● WORK TO COMPLETE:
Print the listing in its entirety and exactly, leaving out images.

● INFORMATION SHOWN:
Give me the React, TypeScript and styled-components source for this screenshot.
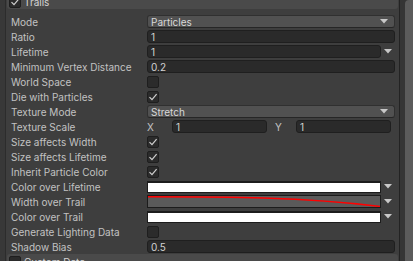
import React from "react";
import styled, { createGlobalStyle } from "styled-components";

const Global = createGlobalStyle`
  html, body { margin: 0; padding: 0; background: #3e3e3e; }
  body { font-family: Inter, "Noto Sans", "Liberation Sans", sans-serif; font-size: 10px; }
  * { box-sizing: border-box; }
`;

const Root = styled.div`
  display: flex;
  width: 413px;
  height: 261px;
  overflow: hidden;
  background: #3e3e3e;
`;

const Gutter = styled.div`
  width: 6px;
  flex: none;
  background: #383838;
  border-right: 1px solid #2c2c2c;
`;

const Main = styled.div`
  flex: 1;
  display: flex;
  flex-direction: column;
  padding: 0 1px;
  min-width: 0;
`;

const ScrollTrack = styled.div`
  width: 14px;
  flex: none;
  display: flex;
  justify-content: flex-end;
  background: #353535;
  border-left: 1px solid #232323;
`;

const ScrollThumb = styled.div`
  width: 8px;
  height: 100%;
  background: #5b5b5b;
  border-radius: 4px 0 0 0;
`;

const Header = styled.div<{ $top?: boolean }>`
  flex: none;
  height: 15px;
  margin-top: ${(p) => (p.$top ? "-6px" : "0")};
  display: flex;
  align-items: center;
  gap: 3px;
  padding-left: 2px;
  background: #4a4a4a;
  border-radius: ${(p) => (p.$top ? "0 0 3px 3px" : "3px 3px 0 0")};
  color: #d4d4d4;
  font-size: 10px;
`;

const List = styled.div`
  display: flex;
  flex-direction: column;
  padding-top: 5px;
`;

const Row = styled.div`
  height: 15px;
  display: grid;
  grid-template-columns: 140px 1fr;
  align-items: center;
  padding-right: 3px;
`;

const Label = styled.div`
  padding-left: 4px;
  color: #c2c2c2;
  white-space: nowrap;
  font-size: 10px;
`;

const Input = styled.div`
  height: 13px;
  display: flex;
  align-items: center;
  padding-left: 3px;
  background: #2a2a2a;
  border: 1px solid #1f1f1f;
  border-radius: 3px;
  color: #d2d2d2;
  font-size: 10px;
`;

const Dropdown = styled.div`
  height: 13px;
  display: flex;
  align-items: center;
  justify-content: space-between;
  padding: 0 6px 0 3px;
  background: #515151;
  border: 1px solid #303030;
  border-bottom-color: #262626;
  border-radius: 3px;
  color: #d8d8d8;
  font-size: 10px;
`;

const WithArrow = styled.div`
  display: grid;
  grid-template-columns: 1fr 14px;
  align-items: center;
`;

const ArrowCell = styled.div`
  display: flex;
  justify-content: center;
  align-items: center;
`;

const Check = styled.div`
  width: 12px;
  height: 12px;
  display: flex;
  align-items: center;
  justify-content: center;
  background: #2b2b2b;
  border: 1px solid #1e1e1e;
  border-radius: 2px;
`;

const Vector = styled.div`
  display: grid;
  grid-template-columns: 25px 1fr 29px 1fr;
  align-items: center;
  margin-right: 4px;
`;

const AxisLabel = styled.div<{ $pad?: number }>`
  color: #c2c2c2;
  padding-left: ${(p) => p.$pad ?? 0}px;
  font-size: 10px;
`;

const ColorSwatch = styled.div`
  height: 12px;
  background: #ffffff;
  border: 1px solid #1c1c1c;
  border-top-width: 2px;
`;

const CurveBox = styled.div`
  height: 13px;
  background: #5a5a5a;
  border: 1px solid #1c1c1c;
  display: flex;
  svg { display: block; }
`;

const Arrow = () => (
  <svg width="8" height="5" viewBox="0 0 8 5">
    <polygon points="0,0 8,0 4,4.5" fill="#c8c8c8" />
  </svg>
);

const Tick = () => (
  <svg width="10" height="10" viewBox="0 0 10 10">
    <path d="M1.5 5.2 L4 7.7 L8.6 2.2" fill="none" stroke="#cfcfcf" strokeWidth="1.2" />
  </svg>
);

const Box = ({ on }: { on?: boolean }) => <Check>{on && <Tick />}</Check>;

const Curve = () => (
  <CurveBox>
    <svg width="100%" height="11" viewBox="0 0 100 11" preserveAspectRatio="none">
      <path
        d="M0 0.8 C 33.3 0.8, 66.6 0.8, 100 10.5"
        fill="none"
        stroke="#ff0000"
        strokeWidth="1.4"
        vectorEffect="non-scaling-stroke"
      />
    </svg>
  </CurveBox>
);

export default function App() {
  return (
    <>
      <Global />
      <Root>
        <Gutter />
        <Main>
          <Header $top>
            <Box on />
            <span>Trails</span>
          </Header>
          <List>
            <Row>
              <Label>Mode</Label>
              <Dropdown>
                <span>Particles</span>
                <Arrow />
              </Dropdown>
            </Row>
            <Row>
              <Label>Ratio</Label>
              <Input>1</Input>
            </Row>
            <Row>
              <Label>Lifetime</Label>
              <WithArrow>
                <Input>1</Input>
                <ArrowCell>
                  <Arrow />
                </ArrowCell>
              </WithArrow>
            </Row>
            <Row>
              <Label>Minimum Vertex Distance</Label>
              <Input>0.2</Input>
            </Row>
            <Row>
              <Label>World Space</Label>
              <Box />
            </Row>
            <Row>
              <Label>Die with Particles</Label>
              <Box on />
            </Row>
            <Row>
              <Label>Texture Mode</Label>
              <Dropdown>
                <span>Stretch</span>
                <Arrow />
              </Dropdown>
            </Row>
            <Row>
              <Label>Texture Scale</Label>
              <Vector>
                <AxisLabel>X</AxisLabel>
                <Input>1</Input>
                <AxisLabel $pad={8}>Y</AxisLabel>
                <Input>1</Input>
              </Vector>
            </Row>
            <Row>
              <Label>Size affects Width</Label>
              <Box on />
            </Row>
            <Row>
              <Label>Size affects Lifetime</Label>
              <Box on />
            </Row>
            <Row>
              <Label>Inherit Particle Color</Label>
              <Box on />
            </Row>
            <Row>
              <Label>Color over Lifetime</Label>
              <WithArrow>
                <ColorSwatch />
                <ArrowCell>
                  <Arrow />
                </ArrowCell>
              </WithArrow>
            </Row>
            <Row>
              <Label>Width over Trail</Label>
              <WithArrow>
                <Curve />
                <ArrowCell>
                  <Arrow />
                </ArrowCell>
              </WithArrow>
            </Row>
            <Row>
              <Label>Color over Trail</Label>
              <WithArrow>
                <ColorSwatch />
                <ArrowCell>
                  <Arrow />
                </ArrowCell>
              </WithArrow>
            </Row>
            <Row>
              <Label>Generate Lighting Data</Label>
              <Box />
            </Row>
            <Row>
              <Label>Shadow Bias</Label>
              <Input>0.5</Input>
            </Row>
          </List>
          <Header>
            <Box />
            <span>Custom Data</span>
          </Header>
        </Main>
        <ScrollTrack>
          <ScrollThumb />
        </ScrollTrack>
      </Root>
    </>
  );
}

● CORRECT OUTPUT:
Give me the React, TypeScript and styled-components source for this screenshot.
import React from "react";
import styled, { createGlobalStyle } from "styled-components";

const Global = createGlobalStyle`
  html, body { margin: 0; padding: 0; background: #3e3e3e; }
  body { font-family: Inter, "Noto Sans", "Liberation Sans", sans-serif; font-size: 10px; }
  * { box-sizing: border-box; }
`;

const Root = styled.div`
  display: flex;
  width: 413px;
  height: 261px;
  overflow: hidden;
  background: #3e3e3e;
`;

const Gutter = styled.div`
  width: 6px;
  flex: none;
  background: #383838;
  border-right: 1px solid #2c2c2c;
`;

const Main = styled.div`
  flex: 1;
  display: flex;
  flex-direction: column;
  padding: 0 1px;
  min-width: 0;
`;

const ScrollTrack = styled.div`
  width: 14px;
  flex: none;
  display: flex;
  justify-content: flex-end;
  background: #353535;
  border-left: 1px solid #232323;
`;

const ScrollThumb = styled.div`
  width: 8px;
  height: 100%;
  background: #5b5b5b;
  border-radius: 4px 0 0 0;
`;

const Header = styled.div<{ $top?: boolean }>`
  flex: none;
  height: 15px;
  margin-top: ${(p) => (p.$top ? "-6px" : "0")};
  display: flex;
  align-items: center;
  gap: 3px;
  padding-left: 2px;
  background: #4a4a4a;
  border-radius: ${(p) => (p.$top ? "0 0 3px 3px" : "3px 3px 0 0")};
  color: #d4d4d4;
  font-size: 10px;
`;

const List = styled.div`
  display: flex;
  flex-direction: column;
  padding-top: 5px;
`;

const Row = styled.div`
  height: 15px;
  display: grid;
  grid-template-columns: 140px 1fr;
  align-items: center;
  padding-right: 3px;
`;

const Label = styled.div`
  padding-left: 4px;
  color: #c2c2c2;
  white-space: nowrap;
  font-size: 10px;
`;

const Input = styled.div`
  height: 13px;
  display: flex;
  align-items: center;
  padding-left: 3px;
  background: #2a2a2a;
  border: 1px solid #1f1f1f;
  border-radius: 3px;
  color: #d2d2d2;
  font-size: 10px;
`;

const Dropdown = styled.div`
  height: 13px;
  display: flex;
  align-items: center;
  justify-content: space-between;
  padding: 0 6px 0 3px;
  background: #515151;
  border: 1px solid #303030;
  border-bottom-color: #262626;
  border-radius: 3px;
  color: #d8d8d8;
  font-size: 10px;
`;

const WithArrow = styled.div`
  display: grid;
  grid-template-columns: 1fr 14px;
  align-items: center;
`;

const ArrowCell = styled.div`
  display: flex;
  justify-content: center;
  align-items: center;
`;

const Check = styled.div`
  width: 12px;
  height: 12px;
  display: flex;
  align-items: center;
  justify-content: center;
  background: #2b2b2b;
  border: 1px solid #1e1e1e;
  border-radius: 2px;
`;

const Vector = styled.div`
  display: grid;
  grid-template-columns: 25px 1fr 29px 1fr;
  align-items: center;
  margin-right: 4px;
`;

const AxisLabel = styled.div<{ $pad?: number }>`
  color: #c2c2c2;
  padding-left: ${(p) => p.$pad ?? 0}px;
  font-size: 10px;
`;

const ColorSwatch = styled.div`
  height: 12px;
  background: #ffffff;
  border: 1px solid #1c1c1c;
  border-top-width: 2px;
`;

const CurveBox = styled.div`
  height: 13px;
  background: #5a5a5a;
  border: 1px solid #1c1c1c;
  display: flex;
  svg { display: block; }
`;

const Arrow = () => (
  <svg width="8" height="5" viewBox="0 0 8 5">
    <polygon points="0,0 8,0 4,4.5" fill="#c8c8c8" />
  </svg>
);

const Tick = () => (
  <svg width="10" height="10" viewBox="0 0 10 10">
    <path d="M1.5 5.2 L4 7.7 L8.6 2.2" fill="none" stroke="#cfcfcf" strokeWidth="1.2" />
  </svg>
);

const Box = ({ on }: { on?: boolean }) => <Check>{on && <Tick />}</Check>;

const Curve = () => (
  <CurveBox>
    <svg width="100%" height="11" viewBox="0 0 100 11" preserveAspectRatio="none">
      <path
        d="M0 0.8 C 33.3 0.8, 66.6 0.8, 100 10.5"
        fill="none"
        stroke="#ff0000"
        strokeWidth="1.4"
        vectorEffect="non-scaling-stroke"
      />
    </svg>
  </CurveBox>
);

export default function App() {
  return (
    <>
      <Global />
      <Root>
        <Gutter />
        <Main>
          <Header $top>
            <Box on />
            <span>Trails</span>
          </Header>
          <List>
            <Row>
              <Label>Mode</Label>
              <Dropdown>
                <span>Particles</span>
                <Arrow />
              </Dropdown>
            </Row>
            <Row>
              <Label>Ratio</Label>
              <Input>1</Input>
            </Row>
            <Row>
              <Label>Lifetime</Label>
              <WithArrow>
                <Input>1</Input>
                <ArrowCell>
                  <Arrow />
                </ArrowCell>
              </WithArrow>
            </Row>
            <Row>
              <Label>Minimum Vertex Distance</Label>
              <Input>0.2</Input>
            </Row>
            <Row>
              <Label>World Space</Label>
              <Box />
            </Row>
            <Row>
              <Label>Die with Particles</Label>
              <Box on />
            </Row>
            <Row>
              <Label>Texture Mode</Label>
              <Dropdown>
                <span>Stretch</span>
                <Arrow />
              </Dropdown>
            </Row>
            <Row>
              <Label>Texture Scale</Label>
              <Vector>
                <AxisLabel>X</AxisLabel>
                <Input>1</Input>
                <AxisLabel $pad={8}>Y</AxisLabel>
                <Input>1</Input>
              </Vector>
            </Row>
            <Row>
              <Label>Size affects Width</Label>
              <Box on />
            </Row>
            <Row>
              <Label>Size affects Lifetime</Label>
              <Box on />
            </Row>
            <Row>
              <Label>Inherit Particle Color</Label>
              <Box on />
            </Row>
            <Row>
              <Label>Color over Lifetime</Label>
              <WithArrow>
                <ColorSwatch />
                <ArrowCell>
                  <Arrow />
                </ArrowCell>
              </WithArrow>
            </Row>
            <Row>
              <Label>Width over Trail</Label>
              <WithArrow>
                <Curve />
                <ArrowCell>
                  <Arrow />
                </ArrowCell>
              </WithArrow>
            </Row>
            <Row>
              <Label>Color over Trail</Label>
              <WithArrow>
                <ColorSwatch />
                <ArrowCell>
                  <Arrow />
                </ArrowCell>
              </WithArrow>
            </Row>
            <Row>
              <Label>Generate Lighting Data</Label>
              <Box />
            </Row>
            <Row>
              <Label>Shadow Bias</Label>
              <Input>0.5</Input>
            </Row>
          </List>
          <Header>
            <Box />
            <span>Custom Data</span>
          </Header>
        </Main>
        <ScrollTrack>
          <ScrollThumb />
        </ScrollTrack>
      </Root>
    </>
  );
}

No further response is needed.